-- Start DATA PROVIDED --
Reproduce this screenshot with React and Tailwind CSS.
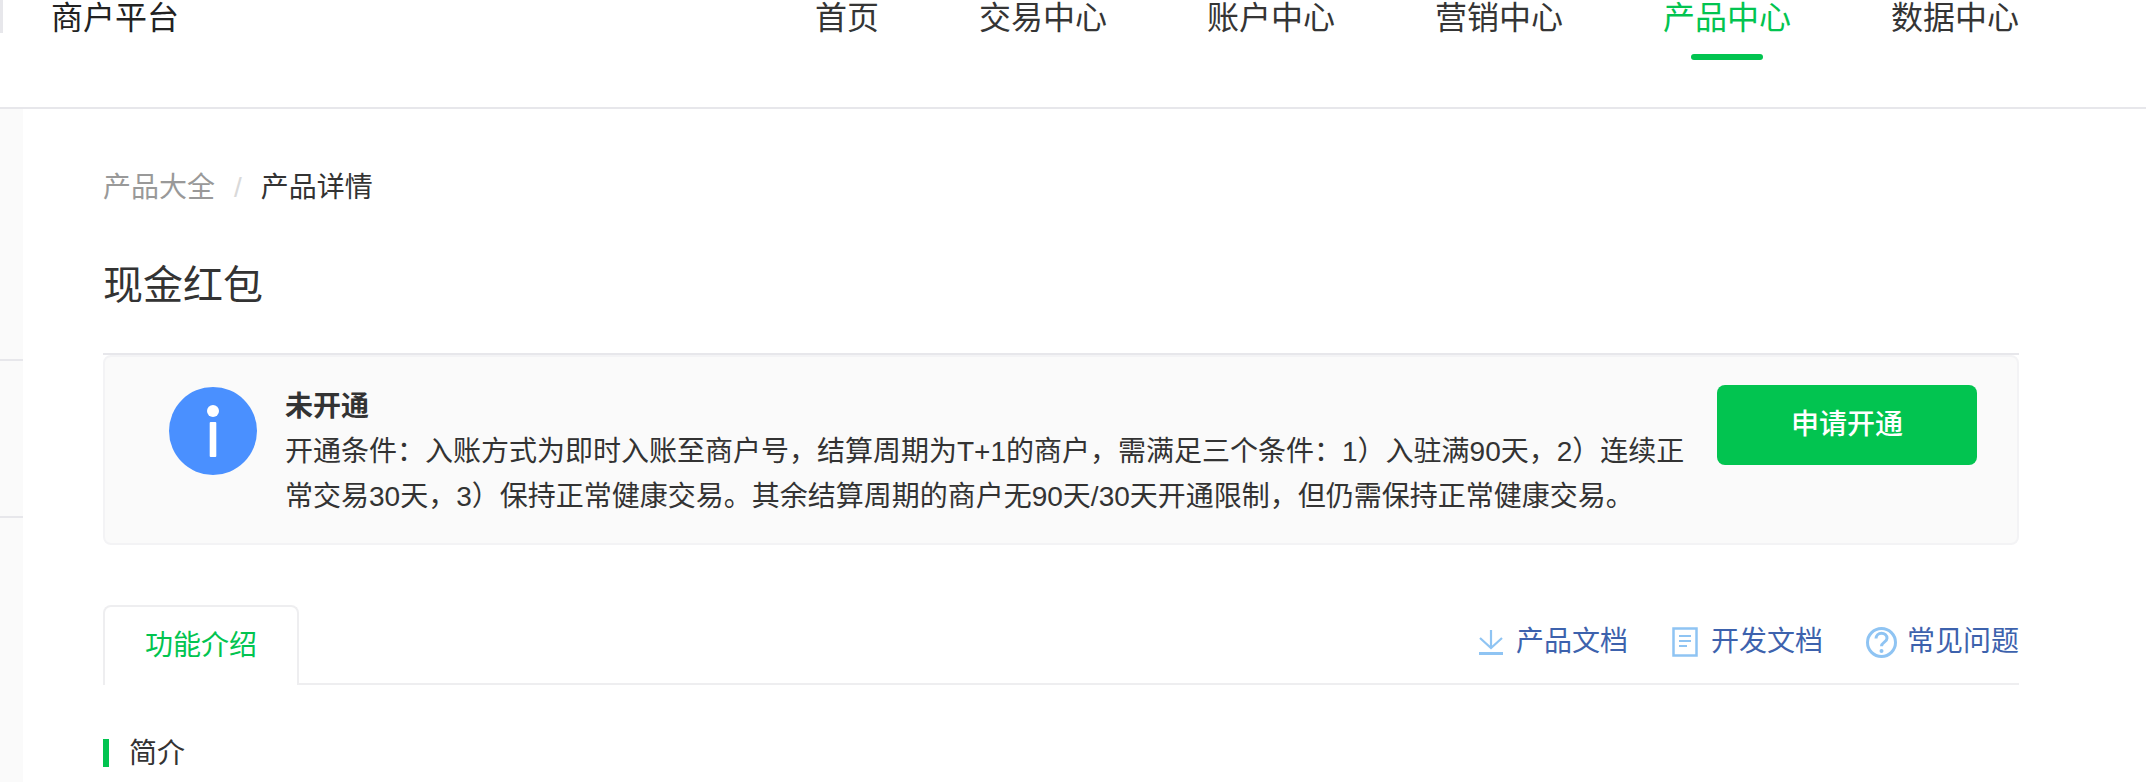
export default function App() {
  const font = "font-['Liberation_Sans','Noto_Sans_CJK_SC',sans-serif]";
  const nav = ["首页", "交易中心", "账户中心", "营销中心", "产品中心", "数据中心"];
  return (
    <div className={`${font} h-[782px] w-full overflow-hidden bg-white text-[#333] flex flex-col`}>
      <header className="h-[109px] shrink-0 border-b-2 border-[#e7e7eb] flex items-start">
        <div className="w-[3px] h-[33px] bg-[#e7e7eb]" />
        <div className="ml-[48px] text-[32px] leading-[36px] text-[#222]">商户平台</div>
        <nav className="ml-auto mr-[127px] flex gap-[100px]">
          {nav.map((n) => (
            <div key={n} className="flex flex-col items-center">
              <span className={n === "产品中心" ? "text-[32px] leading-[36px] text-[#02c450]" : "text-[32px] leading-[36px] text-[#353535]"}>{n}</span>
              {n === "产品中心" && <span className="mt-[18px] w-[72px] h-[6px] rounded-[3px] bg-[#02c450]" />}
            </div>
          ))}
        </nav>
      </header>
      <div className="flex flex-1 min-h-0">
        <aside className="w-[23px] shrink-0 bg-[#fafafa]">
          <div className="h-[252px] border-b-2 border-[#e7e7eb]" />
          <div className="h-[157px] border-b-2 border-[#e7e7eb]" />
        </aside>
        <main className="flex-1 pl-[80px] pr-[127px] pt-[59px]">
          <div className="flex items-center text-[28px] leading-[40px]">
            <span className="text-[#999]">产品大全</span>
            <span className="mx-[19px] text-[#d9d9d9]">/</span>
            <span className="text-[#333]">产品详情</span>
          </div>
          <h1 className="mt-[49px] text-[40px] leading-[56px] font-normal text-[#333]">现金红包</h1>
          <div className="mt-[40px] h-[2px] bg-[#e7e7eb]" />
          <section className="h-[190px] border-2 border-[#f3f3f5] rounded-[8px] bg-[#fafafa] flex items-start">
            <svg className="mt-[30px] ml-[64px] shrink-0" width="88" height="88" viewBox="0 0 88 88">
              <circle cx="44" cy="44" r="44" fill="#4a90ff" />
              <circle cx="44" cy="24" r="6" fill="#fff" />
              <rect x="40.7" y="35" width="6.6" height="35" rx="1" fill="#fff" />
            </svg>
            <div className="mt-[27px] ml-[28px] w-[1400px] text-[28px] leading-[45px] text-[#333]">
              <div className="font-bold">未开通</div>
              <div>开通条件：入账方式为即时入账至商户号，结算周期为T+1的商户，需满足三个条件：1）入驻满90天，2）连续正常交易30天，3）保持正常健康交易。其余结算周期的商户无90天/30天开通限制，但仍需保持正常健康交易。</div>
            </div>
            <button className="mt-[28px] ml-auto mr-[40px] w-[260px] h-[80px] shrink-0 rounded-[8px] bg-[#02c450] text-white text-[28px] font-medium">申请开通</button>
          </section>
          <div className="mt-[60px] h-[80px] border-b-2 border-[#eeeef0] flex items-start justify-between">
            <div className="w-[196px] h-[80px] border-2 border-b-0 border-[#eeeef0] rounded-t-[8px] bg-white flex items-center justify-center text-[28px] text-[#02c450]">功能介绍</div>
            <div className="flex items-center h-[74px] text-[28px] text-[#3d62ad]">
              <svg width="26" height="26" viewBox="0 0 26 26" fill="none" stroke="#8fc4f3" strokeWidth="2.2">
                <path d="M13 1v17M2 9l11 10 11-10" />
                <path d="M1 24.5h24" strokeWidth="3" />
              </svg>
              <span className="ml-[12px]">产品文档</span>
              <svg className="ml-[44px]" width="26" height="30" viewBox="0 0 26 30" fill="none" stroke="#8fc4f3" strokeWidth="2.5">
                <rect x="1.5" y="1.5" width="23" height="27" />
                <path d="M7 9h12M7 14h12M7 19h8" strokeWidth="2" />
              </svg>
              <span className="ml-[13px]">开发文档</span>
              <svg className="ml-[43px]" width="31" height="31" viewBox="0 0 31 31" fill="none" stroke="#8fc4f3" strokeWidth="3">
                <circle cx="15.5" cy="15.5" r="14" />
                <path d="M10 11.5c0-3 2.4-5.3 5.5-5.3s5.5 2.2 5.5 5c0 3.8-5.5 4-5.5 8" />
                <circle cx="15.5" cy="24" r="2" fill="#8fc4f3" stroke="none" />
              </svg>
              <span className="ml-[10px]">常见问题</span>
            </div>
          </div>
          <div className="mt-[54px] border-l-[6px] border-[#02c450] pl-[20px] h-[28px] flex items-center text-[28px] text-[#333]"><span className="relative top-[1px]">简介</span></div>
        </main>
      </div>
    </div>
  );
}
-- End DATA PROVIDED --
> **STATED EXERCISE**
Write out each line again precisely as it appears, skipping every picture.

> **RESPONSE**
Reproduce this screenshot with React and Tailwind CSS.
export default function App() {
  const font = "font-['Liberation_Sans','Noto_Sans_CJK_SC',sans-serif]";
  const nav = ["首页", "交易中心", "账户中心", "营销中心", "产品中心", "数据中心"];
  return (
    <div className={`${font} h-[782px] w-full overflow-hidden bg-white text-[#333] flex flex-col`}>
      <header className="h-[109px] shrink-0 border-b-2 border-[#e7e7eb] flex items-start">
        <div className="w-[3px] h-[33px] bg-[#e7e7eb]" />
        <div className="ml-[48px] text-[32px] leading-[36px] text-[#222]">商户平台</div>
        <nav className="ml-auto mr-[127px] flex gap-[100px]">
          {nav.map((n) => (
            <div key={n} className="flex flex-col items-center">
              <span className={n === "产品中心" ? "text-[32px] leading-[36px] text-[#02c450]" : "text-[32px] leading-[36px] text-[#353535]"}>{n}</span>
              {n === "产品中心" && <span className="mt-[18px] w-[72px] h-[6px] rounded-[3px] bg-[#02c450]" />}
            </div>
          ))}
        </nav>
      </header>
      <div className="flex flex-1 min-h-0">
        <aside className="w-[23px] shrink-0 bg-[#fafafa]">
          <div className="h-[252px] border-b-2 border-[#e7e7eb]" />
          <div className="h-[157px] border-b-2 border-[#e7e7eb]" />
        </aside>
        <main className="flex-1 pl-[80px] pr-[127px] pt-[59px]">
          <div className="flex items-center text-[28px] leading-[40px]">
            <span className="text-[#999]">产品大全</span>
            <span className="mx-[19px] text-[#d9d9d9]">/</span>
            <span className="text-[#333]">产品详情</span>
          </div>
          <h1 className="mt-[49px] text-[40px] leading-[56px] font-normal text-[#333]">现金红包</h1>
          <div className="mt-[40px] h-[2px] bg-[#e7e7eb]" />
          <section className="h-[190px] border-2 border-[#f3f3f5] rounded-[8px] bg-[#fafafa] flex items-start">
            <svg className="mt-[30px] ml-[64px] shrink-0" width="88" height="88" viewBox="0 0 88 88">
              <circle cx="44" cy="44" r="44" fill="#4a90ff" />
              <circle cx="44" cy="24" r="6" fill="#fff" />
              <rect x="40.7" y="35" width="6.6" height="35" rx="1" fill="#fff" />
            </svg>
            <div className="mt-[27px] ml-[28px] w-[1400px] text-[28px] leading-[45px] text-[#333]">
              <div className="font-bold">未开通</div>
              <div>开通条件：入账方式为即时入账至商户号，结算周期为T+1的商户，需满足三个条件：1）入驻满90天，2）连续正常交易30天，3）保持正常健康交易。其余结算周期的商户无90天/30天开通限制，但仍需保持正常健康交易。</div>
            </div>
            <button className="mt-[28px] ml-auto mr-[40px] w-[260px] h-[80px] shrink-0 rounded-[8px] bg-[#02c450] text-white text-[28px] font-medium">申请开通</button>
          </section>
          <div className="mt-[60px] h-[80px] border-b-2 border-[#eeeef0] flex items-start justify-between">
            <div className="w-[196px] h-[80px] border-2 border-b-0 border-[#eeeef0] rounded-t-[8px] bg-white flex items-center justify-center text-[28px] text-[#02c450]">功能介绍</div>
            <div className="flex items-center h-[74px] text-[28px] text-[#3d62ad]">
              <svg width="26" height="26" viewBox="0 0 26 26" fill="none" stroke="#8fc4f3" strokeWidth="2.2">
                <path d="M13 1v17M2 9l11 10 11-10" />
                <path d="M1 24.5h24" strokeWidth="3" />
              </svg>
              <span className="ml-[12px]">产品文档</span>
              <svg className="ml-[44px]" width="26" height="30" viewBox="0 0 26 30" fill="none" stroke="#8fc4f3" strokeWidth="2.5">
                <rect x="1.5" y="1.5" width="23" height="27" />
                <path d="M7 9h12M7 14h12M7 19h8" strokeWidth="2" />
              </svg>
              <span className="ml-[13px]">开发文档</span>
              <svg className="ml-[43px]" width="31" height="31" viewBox="0 0 31 31" fill="none" stroke="#8fc4f3" strokeWidth="3">
                <circle cx="15.5" cy="15.5" r="14" />
                <path d="M10 11.5c0-3 2.4-5.3 5.5-5.3s5.5 2.2 5.5 5c0 3.8-5.5 4-5.5 8" />
                <circle cx="15.5" cy="24" r="2" fill="#8fc4f3" stroke="none" />
              </svg>
              <span className="ml-[10px]">常见问题</span>
            </div>
          </div>
          <div className="mt-[54px] border-l-[6px] border-[#02c450] pl-[20px] h-[28px] flex items-center text-[28px] text-[#333]"><span className="relative top-[1px]">简介</span></div>
        </main>
      </div>
    </div>
  );
}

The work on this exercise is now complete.